- Listing -

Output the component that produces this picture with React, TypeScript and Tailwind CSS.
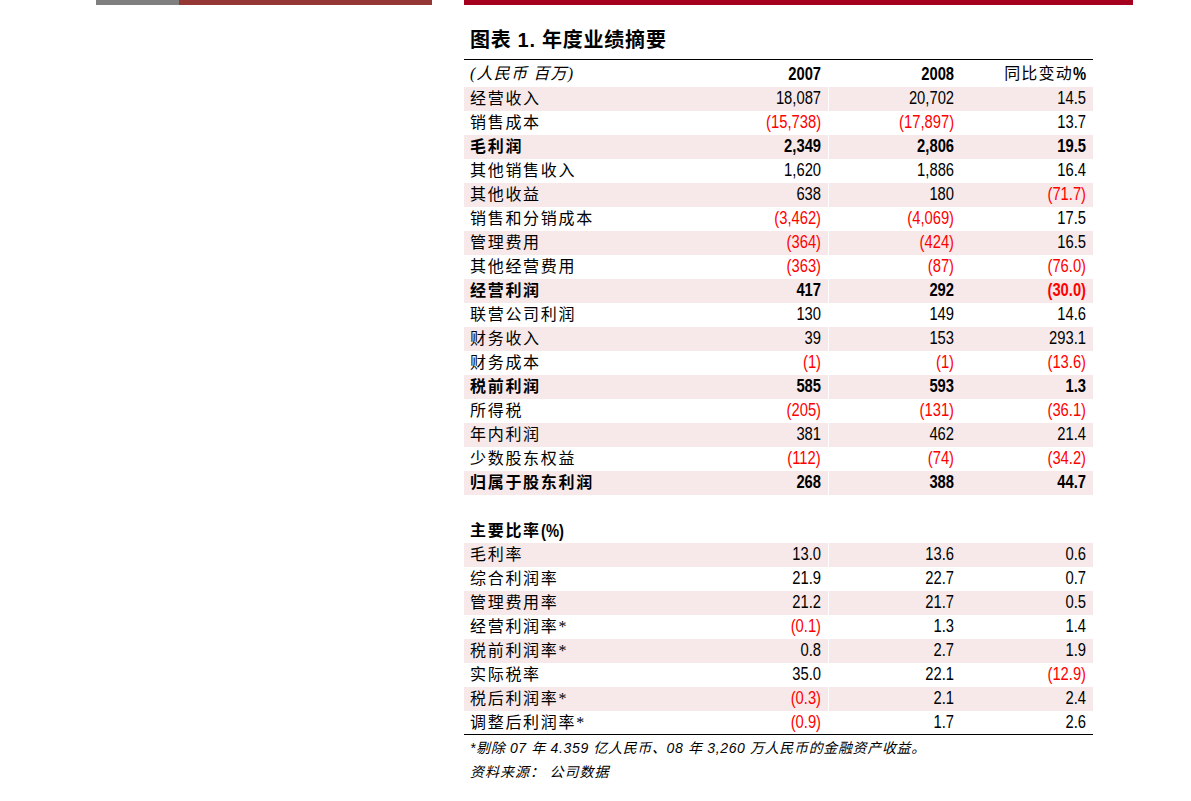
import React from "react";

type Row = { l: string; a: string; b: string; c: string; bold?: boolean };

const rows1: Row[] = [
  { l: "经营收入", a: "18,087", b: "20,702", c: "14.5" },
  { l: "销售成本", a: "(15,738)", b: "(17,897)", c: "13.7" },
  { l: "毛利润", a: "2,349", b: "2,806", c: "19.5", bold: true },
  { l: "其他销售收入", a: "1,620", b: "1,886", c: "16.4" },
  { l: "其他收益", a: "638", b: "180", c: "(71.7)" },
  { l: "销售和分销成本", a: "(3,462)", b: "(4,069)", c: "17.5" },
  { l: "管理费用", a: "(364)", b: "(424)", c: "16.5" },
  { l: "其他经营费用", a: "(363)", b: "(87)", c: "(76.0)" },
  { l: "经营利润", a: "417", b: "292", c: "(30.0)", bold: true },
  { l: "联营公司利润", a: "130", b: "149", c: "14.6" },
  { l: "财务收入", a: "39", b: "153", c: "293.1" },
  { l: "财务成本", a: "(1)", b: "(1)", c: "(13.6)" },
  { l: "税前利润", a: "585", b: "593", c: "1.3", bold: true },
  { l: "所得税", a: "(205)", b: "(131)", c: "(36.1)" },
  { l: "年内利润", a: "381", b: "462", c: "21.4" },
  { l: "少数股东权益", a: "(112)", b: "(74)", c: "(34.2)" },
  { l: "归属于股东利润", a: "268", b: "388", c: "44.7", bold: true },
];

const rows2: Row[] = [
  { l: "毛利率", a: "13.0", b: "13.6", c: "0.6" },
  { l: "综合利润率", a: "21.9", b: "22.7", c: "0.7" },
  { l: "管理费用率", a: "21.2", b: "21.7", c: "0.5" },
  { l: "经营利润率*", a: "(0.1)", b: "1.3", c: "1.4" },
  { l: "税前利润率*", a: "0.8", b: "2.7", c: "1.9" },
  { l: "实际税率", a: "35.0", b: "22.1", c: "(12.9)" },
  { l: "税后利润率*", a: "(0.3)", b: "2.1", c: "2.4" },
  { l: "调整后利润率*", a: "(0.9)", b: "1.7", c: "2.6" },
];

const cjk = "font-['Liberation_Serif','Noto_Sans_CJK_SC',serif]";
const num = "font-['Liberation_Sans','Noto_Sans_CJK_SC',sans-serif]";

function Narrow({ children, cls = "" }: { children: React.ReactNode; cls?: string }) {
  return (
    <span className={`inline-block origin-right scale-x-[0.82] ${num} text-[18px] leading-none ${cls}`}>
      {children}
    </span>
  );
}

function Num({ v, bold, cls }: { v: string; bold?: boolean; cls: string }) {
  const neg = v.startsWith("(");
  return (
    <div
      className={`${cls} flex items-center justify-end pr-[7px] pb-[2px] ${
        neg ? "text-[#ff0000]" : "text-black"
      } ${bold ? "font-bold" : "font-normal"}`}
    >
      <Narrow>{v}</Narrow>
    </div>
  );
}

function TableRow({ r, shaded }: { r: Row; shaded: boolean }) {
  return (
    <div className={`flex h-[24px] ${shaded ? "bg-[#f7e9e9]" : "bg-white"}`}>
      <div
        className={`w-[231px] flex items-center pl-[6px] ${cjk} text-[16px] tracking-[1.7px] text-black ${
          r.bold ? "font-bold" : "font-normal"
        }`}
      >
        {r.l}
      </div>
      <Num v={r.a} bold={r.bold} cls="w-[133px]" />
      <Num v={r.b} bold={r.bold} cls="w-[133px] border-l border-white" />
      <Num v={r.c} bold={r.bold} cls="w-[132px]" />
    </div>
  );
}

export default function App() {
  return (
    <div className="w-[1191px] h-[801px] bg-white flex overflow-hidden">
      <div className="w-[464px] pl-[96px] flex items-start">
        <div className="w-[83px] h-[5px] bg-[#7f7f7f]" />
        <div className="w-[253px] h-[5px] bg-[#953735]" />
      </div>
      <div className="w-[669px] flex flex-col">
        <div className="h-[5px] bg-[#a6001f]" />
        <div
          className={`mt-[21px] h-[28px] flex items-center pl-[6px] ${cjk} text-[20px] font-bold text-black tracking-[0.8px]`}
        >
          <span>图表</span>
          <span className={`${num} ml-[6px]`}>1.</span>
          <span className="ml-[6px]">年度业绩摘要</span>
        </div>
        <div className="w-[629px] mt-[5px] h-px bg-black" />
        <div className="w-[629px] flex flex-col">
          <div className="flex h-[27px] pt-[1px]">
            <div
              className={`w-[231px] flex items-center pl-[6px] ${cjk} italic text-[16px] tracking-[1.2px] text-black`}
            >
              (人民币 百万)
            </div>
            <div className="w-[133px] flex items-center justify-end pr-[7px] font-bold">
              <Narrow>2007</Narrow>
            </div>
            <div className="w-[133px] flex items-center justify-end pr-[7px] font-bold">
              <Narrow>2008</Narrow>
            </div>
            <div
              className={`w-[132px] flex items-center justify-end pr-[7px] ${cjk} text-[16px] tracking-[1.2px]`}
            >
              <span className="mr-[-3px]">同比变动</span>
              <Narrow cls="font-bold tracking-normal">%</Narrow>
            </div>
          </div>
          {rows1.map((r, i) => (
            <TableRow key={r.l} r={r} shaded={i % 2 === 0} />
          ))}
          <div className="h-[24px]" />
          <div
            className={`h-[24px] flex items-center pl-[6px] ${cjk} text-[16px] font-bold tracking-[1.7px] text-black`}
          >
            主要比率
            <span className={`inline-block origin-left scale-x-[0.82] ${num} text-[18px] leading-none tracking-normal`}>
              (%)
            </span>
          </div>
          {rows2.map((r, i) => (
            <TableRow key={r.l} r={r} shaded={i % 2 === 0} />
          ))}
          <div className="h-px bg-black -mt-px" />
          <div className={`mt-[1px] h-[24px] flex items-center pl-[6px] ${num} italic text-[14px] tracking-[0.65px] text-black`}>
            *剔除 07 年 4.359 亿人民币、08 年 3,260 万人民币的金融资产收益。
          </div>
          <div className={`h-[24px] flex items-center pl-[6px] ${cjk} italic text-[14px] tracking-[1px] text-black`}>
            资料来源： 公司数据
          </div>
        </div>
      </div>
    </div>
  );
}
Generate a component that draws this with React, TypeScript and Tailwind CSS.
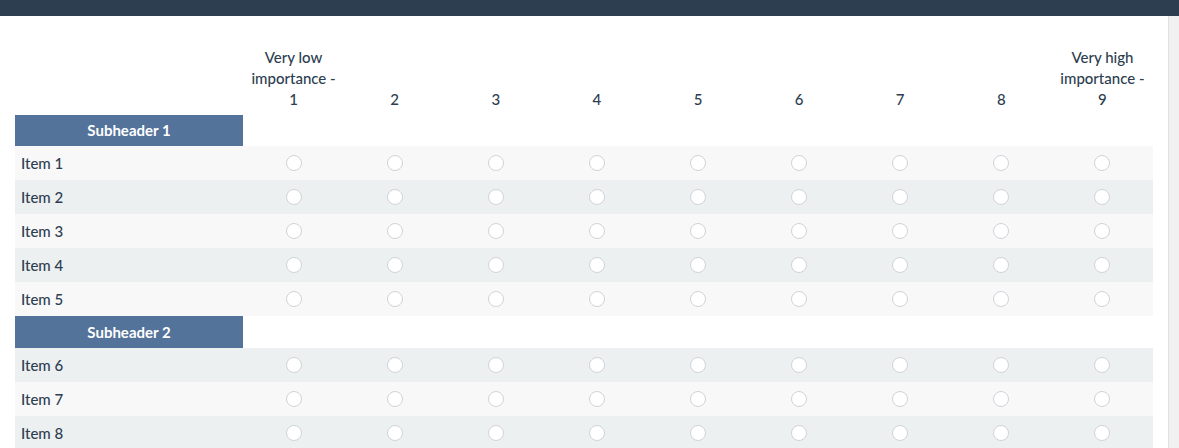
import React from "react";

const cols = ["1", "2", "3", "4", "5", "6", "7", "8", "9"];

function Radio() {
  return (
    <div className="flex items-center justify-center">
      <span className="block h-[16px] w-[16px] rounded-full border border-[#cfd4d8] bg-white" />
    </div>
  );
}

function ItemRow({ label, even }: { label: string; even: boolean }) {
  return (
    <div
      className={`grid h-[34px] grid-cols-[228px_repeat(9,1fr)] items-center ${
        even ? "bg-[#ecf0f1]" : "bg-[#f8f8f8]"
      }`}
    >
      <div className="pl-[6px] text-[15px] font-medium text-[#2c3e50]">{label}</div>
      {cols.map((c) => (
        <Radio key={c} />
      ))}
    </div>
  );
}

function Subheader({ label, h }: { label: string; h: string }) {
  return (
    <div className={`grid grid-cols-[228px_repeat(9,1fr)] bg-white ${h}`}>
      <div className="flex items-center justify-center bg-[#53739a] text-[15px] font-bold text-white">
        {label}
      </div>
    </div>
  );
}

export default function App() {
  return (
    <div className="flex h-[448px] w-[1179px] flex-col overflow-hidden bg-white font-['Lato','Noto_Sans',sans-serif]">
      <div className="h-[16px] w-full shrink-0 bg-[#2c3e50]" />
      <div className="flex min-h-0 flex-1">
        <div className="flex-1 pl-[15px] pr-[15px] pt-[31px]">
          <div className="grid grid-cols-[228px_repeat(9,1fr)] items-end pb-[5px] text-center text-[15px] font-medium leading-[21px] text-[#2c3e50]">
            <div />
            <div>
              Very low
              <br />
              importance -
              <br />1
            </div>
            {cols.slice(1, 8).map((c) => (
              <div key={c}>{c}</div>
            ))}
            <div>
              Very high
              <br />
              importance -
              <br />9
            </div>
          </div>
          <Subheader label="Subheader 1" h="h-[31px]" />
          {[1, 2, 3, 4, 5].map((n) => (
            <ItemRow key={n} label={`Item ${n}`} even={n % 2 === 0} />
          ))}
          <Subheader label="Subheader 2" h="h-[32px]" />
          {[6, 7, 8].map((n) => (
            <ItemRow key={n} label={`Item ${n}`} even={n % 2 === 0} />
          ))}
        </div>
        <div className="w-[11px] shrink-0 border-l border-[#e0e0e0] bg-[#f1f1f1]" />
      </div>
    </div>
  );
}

- Short task -
Only the lines from the start of the records to the line with "string; a: string;" belong in the copy. Print them exactly, minus pictures.

- Final result -
Output the component that produces this picture with React, TypeScript and Tailwind CSS.
import React from "react";

type Row = { l: string; a: string; b: string; c: string; bold?: boolean };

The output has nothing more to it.